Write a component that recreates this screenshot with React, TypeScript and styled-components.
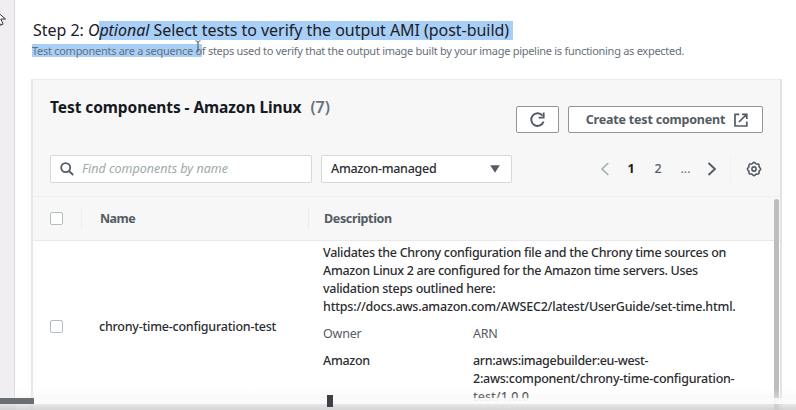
import React from 'react';
import styled, { createGlobalStyle } from 'styled-components';

const Global = createGlobalStyle`
  * { box-sizing: border-box; }
  html, body { margin: 0; padding: 0; background: #fff; }
  body { width: 796px; height: 410px; overflow: hidden; font-family: "Noto Sans", "Open Sans", sans-serif; color: #232527; }
`;

const Page = styled.div`
  position: relative;
  display: flex;
  width: 796px;
  height: 410px;
  overflow: hidden;
`;
const Rail = styled.aside`
  flex: 0 0 15px;
  background: #f0eef1;
  border-right: 1px solid #d9dadb;
`;
const Main = styled.main`
  flex: 0 0 781px;
  padding: 21px 14px 0 16px;
  border-right: 1px solid #fafafa;
`;
const Line = styled.div<{ $size: number; $h: number; $ls?: number; $w?: number; $c?: string }>`
  font-size: ${p => p.$size}px;
  line-height: ${p => p.$h}px;
  height: ${p => p.$h}px;
  letter-spacing: ${p => p.$ls ?? 0}px;
  font-weight: ${p => p.$w ?? 400};
  color: ${p => p.$c ?? '#2b2d30'};
  white-space: nowrap;
`;
const StepTitle = styled(Line).attrs({ as: 'h2' })`
  margin: 0 0 0 2px;
  display: flex;
  white-space: pre;
`;
const Hint = styled(Line)`
  margin: 4px 0 0 1px;
  display: flex;
  white-space: pre;
`;
const Marked = styled.span<{ $pad?: number }>`
  background: #a8cff8;
  padding-right: ${p => p.$pad ?? 0}px;
`;
const Panel = styled.section`
  width: 751px;
  height: 340px;
  margin-top: 22px;
  border: 1px solid #eaebeb;
  border-left: 2px solid #e6e7e8;
  border-right: 2px solid #e2e3e4;
  background: #fff;
`;
const Header = styled.header`
  height: 117px;
  padding: 17px 17px 0;
  background: #f7f7f7;
  border-bottom: 1px solid #efefed;
`;
const TitleRow = styled.div`
  display: flex;
  height: 59px;
`;
const Count = styled(Line)`
  margin-left: 9px;
`;
const Actions = styled.div`
  display: flex;
  gap: 9px;
  margin: 9px 0 0 auto;
`;
const Button = styled.button<{ $width: number; $pad?: number }>`
  display: flex;
  align-items: center;
  justify-content: center;
  gap: 9px;
  width: ${p => p.$width}px;
  height: 27px;
  padding: 0 0 0 ${p => p.$pad ?? 0}px;
  font-family: inherit;
  background: #fff;
  border: 1px solid #8f959b;
  border-radius: 2px;
  color: #545b64;
`;
const FilterRow = styled.div`
  display: flex;
  align-items: center;
  height: 26px;
`;
const Field = styled.div<{ $width: number }>`
  display: flex;
  align-items: center;
  width: ${p => p.$width}px;
  height: 28px;
  padding: 0 11px 0 9px;
  margin-right: 9px;
  background: #fff;
  border: 1px solid #d3d9d9;
  border-radius: 2px;
`;
const Placeholder = styled(Line)`
  margin-left: 8px;
  font-style: italic;
`;
const Pager = styled.nav`
  display: flex;
  align-items: center;
  margin-left: 79px;
  height: 27px;
  padding-right: 13px;
  border-right: 1px solid #f0f0f0;
`;
const PageItem = styled(Line)<{ $box: number }>`
  width: ${p => p.$box}px;
  text-align: center;
`;
const Gear = styled.svg`
  margin-left: 15px;
`;
const TableHead = styled.div`
  display: flex;
  align-items: center;
  height: 44px;
  padding-left: 17px;
  background: #f7f7f7;
  border-bottom: 1px solid #e9e9e9;
`;
const Check = styled.span`
  flex: none;
  width: 13px;
  height: 13px;
  background: #fff;
  border: 1px solid #b4bdc2;
  border-radius: 2px;
`;
const HeadCell = styled.div<{ $gap: number; $width: number; $pad: number }>`
  margin-left: ${p => p.$gap}px;
  width: ${p => p.$width}px;
  height: 22px;
  padding-left: ${p => p.$pad}px;
  border-left: 1px solid #ededed;
`;
const Body = styled.div`
  display: flex;
  align-items: flex-start;
  padding-left: 17px;
`;
const RowName = styled.div`
  display: flex;
  align-items: flex-start;
  gap: 36px;
  width: 273px;
  padding-top: 79px;
`;
const NameText = styled(Line)`
  margin-top: -2px;
`;
const Details = styled.div`
  padding-top: 3px;
`;
const Pairs = styled.div`
  display: grid;
  grid-template-columns: 150px auto;
  row-gap: 9px;
  margin-top: 9px;
`;
const ScrollThumb = styled.div`
  position: absolute;
  left: 774px;
  top: 199px;
  width: 5px;
  height: 211px;
  border-radius: 3px 3px 0 0;
  background: #bdbdbd;
`;
const Player = styled.div`
  position: absolute;
  inset: 389px 0 0 0;
  padding-top: 9px;
  background: linear-gradient(rgba(255,255,255,0), rgba(240,240,240,.5) 50%, rgba(205,205,205,.88));
`;
const Track = styled.div`
  height: 6px;
  background: rgba(250,252,251,.88);
`;
const Played = styled.div`
  width: 34px;
  height: 6px;
  background: #6b6f74;
`;
const Marker = styled.div`
  position: absolute;
  left: 327px;
  top: 6px;
  width: 6px;
  height: 12px;
  background: #3c4147;
`;
const Cursor = styled.svg<{ $x: number; $y: number }>`
  position: absolute;
  left: ${p => p.$x}px;
  top: ${p => p.$y}px;
`;
const Caret = styled.svg`
  margin-left: auto;
`;

const description: [string, number][] = [
  ['Validates the Chrony configuration file and the Chrony time sources on', -0.28],
  ['Amazon Linux 2 are configured for the Amazon time servers. Uses', -0.3],
  ['validation steps outlined here:', -0.28],
  ['https://docs.aws.amazon.com/AWSEC2/latest/UserGuide/set-time.html.', -0.21],
];

// Closed outline with eight rounded teeth around the centre of a 16px box.
const gearOutline =
  Array.from({ length: 72 }, (_, i) => {
    const a = (i / 72) * Math.PI * 2;
    const r = 6.1 + 0.5 * Math.cos(a * 8);
    return `${i ? 'L' : 'M'}${(8 + r * Math.cos(a)).toFixed(2)} ${(8 + r * Math.sin(a)).toFixed(2)}`;
  }).join('') + 'Z';

export default function App() {
  return (
    <Page>
      <Global />
      <Rail />
      <Main>
        <StepTitle $size={16} $h={19} $ls={-0.04} $c="#1d2025">
          <span>Step 2: <i>O</i></span>
          <Marked $pad={4}><i>ptional</i> Select tests to verify the output AMI (post-build)</Marked>
        </StepTitle>
        <Hint $size={11} $h={13} $ls={-0.28} $c="#687078">
          <Marked>Test components are a sequence o</Marked>
          <span>f steps used to verify that the output image built by your image pipeline is functioning as expected.</span>
        </Hint>
        <Panel>
          <Header>
            <TitleRow>
              <Line $size={15.5} $h={20} $ls={-0.08} $w={700} $c="#16191f">Test components - Amazon Linux</Line>
              <Count $size={16} $h={20} $w={600} $c="#687078">(7)</Count>
              <Actions>
                <Button $width={43} aria-label="Refresh">
                  <svg width="17" height="17" viewBox="0 0 17 17" fill="none" stroke="#545b64" strokeWidth="1.9">
                    <path d="M14.6 10.4A6.3 6.3 0 1 1 13.6 4.8" />
                    <path d="M14.7 1.4v5.2H9.6" strokeWidth="1.8" />
                  </svg>
                </Button>
                <Button $width={195} $pad={3}>
                  <Line $size={12.5} $h={18} $ls={-0.2} $w={700} $c="#545b64">Create test component</Line>
                  <svg width="14" height="14" viewBox="0 0 14 14" fill="none" stroke="#545b64" strokeWidth="1.7">
                    <path d="M5.3 1.3H1v11.7h11.8V8.6M8 1.3h4.8v4.6M12.5 1.5 5 9" />
                  </svg>
                </Button>
              </Actions>
            </TitleRow>
            <FilterRow>
              <Field $width={262}>
                <svg width="14" height="14" viewBox="0 0 14 14" fill="none" stroke="#545b64" strokeWidth="1.8">
                  <circle cx="5.7" cy="5.6" r="4.5" />
                  <path d="m9 9 4.2 4" />
                </svg>
                <Placeholder $size={12.5} $h={18} $c="#9da9aa">Find components by name</Placeholder>
              </Field>
              <Field $width={191}>
                <Line $size={12.5} $h={18} $ls={-0.28} $w={500}>Amazon-managed</Line>
                <Caret width="10" height="8" viewBox="0 0 10 8">
                  <path d="M.2.2h9.6L5 7.8z" fill="#545b64" />
                </Caret>
              </Field>
              <Pager>
                <svg width="10" height="14" viewBox="0 0 10 14" fill="none" stroke="#a5b0b1" strokeWidth="1.7"><path d="M8.3 1 2 7l6.3 6" /></svg>
                <PageItem $box={42} $size={12.5} $h={18} $w={700} $c="#16191f">1</PageItem>
                <PageItem $box={12} $size={12.5} $h={18} $w={500} $c="#545b64">2</PageItem>
                <PageItem $box={43} $size={12.5} $h={18} $c="#687078">...</PageItem>
                <svg width="10" height="14" viewBox="0 0 10 14" fill="none" stroke="#545b64" strokeWidth="1.9"><path d="m1.5 1 6.4 6-6.4 6" /></svg>
              </Pager>
              <Gear width="16" height="16" viewBox="0 0 16 16" fill="none" stroke="#545b64" strokeWidth="1.6">
                <path d={gearOutline} strokeLinejoin="round" />
                <circle cx="8" cy="8" r="2.1" />
              </Gear>
            </FilterRow>
          </Header>
          <TableHead>
            <Check />
            <HeadCell $gap={18} $width={227} $pad={18}><Line $size={12.5} $h={22} $ls={-0.55} $w={700} $c="#545b64">Name</Line></HeadCell>
            <HeadCell $gap={0} $width={200} $pad={15}><Line $size={12.5} $h={22} $ls={-0.35} $w={700} $c="#545b64">Description</Line></HeadCell>
          </TableHead>
          <Body>
            <RowName>
              <Check />
              <NameText $size={12.5} $h={18} $ls={-0.23} $w={500}>chrony-time-configuration-test</NameText>
            </RowName>
            <Details>
              {description.map(([text, ls]) => (
                <Line key={text} $size={12.5} $h={18} $ls={ls} $w={500}>{text}</Line>
              ))}
              <Pairs>
                <Line $size={12.5} $h={18} $ls={-0.2} $c="#545b64">Owner</Line>
                <Line $size={12.5} $h={18} $ls={-0.2} $c="#545b64">ARN</Line>
                <Line $size={12.5} $h={18} $ls={-0.3} $w={500}>Amazon</Line>
                <div>
                  <Line $size={12.5} $h={18} $ls={-0.33} $w={500}>arn:aws:imagebuilder:eu-west-</Line>
                  <Line $size={12.5} $h={18} $ls={-0.25} $w={500}>2:aws:component/chrony-time-configuration-</Line>
                  <Line $size={12.5} $h={18} $w={500}>test/1.0.0</Line>
                </div>
              </Pairs>
            </Details>
          </Body>
        </Panel>
      </Main>
      <ScrollThumb />
      <Cursor $x={-6} $y={10} width="13" height="17" viewBox="0 0 13 17">
        <path d="M1 0v13l3.2-3 2.4 5.2 2.5-1.1L6.8 9h4.7z" fill="#fff" stroke="#333" />
      </Cursor>
      <Cursor $x={194} $y={40} width="8" height="15" viewBox="0 0 8 15" fill="none" stroke="#4b5560" strokeWidth="1">
        <path d="M1.5.8C3 .8 4 1.5 4 3v9M6.5.8C5 .8 4 1.5 4 3" />
      </Cursor>
      <Player>
        <Track><Played /></Track>
        <Marker />
      </Player>
    </Page>
  );
}
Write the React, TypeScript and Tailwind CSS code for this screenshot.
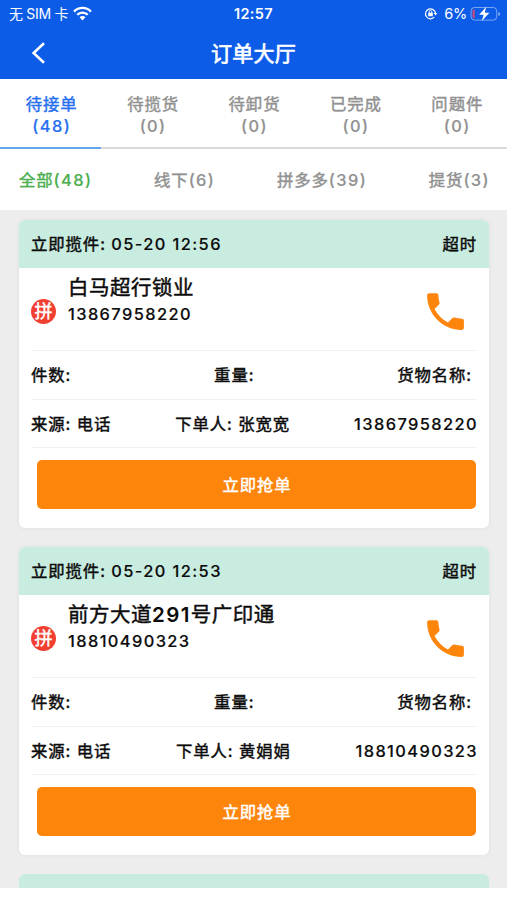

-----

What the task requires » Across all the entries, count the lines that contain the word "with" and give the number by itself.

Response to this exercise » 2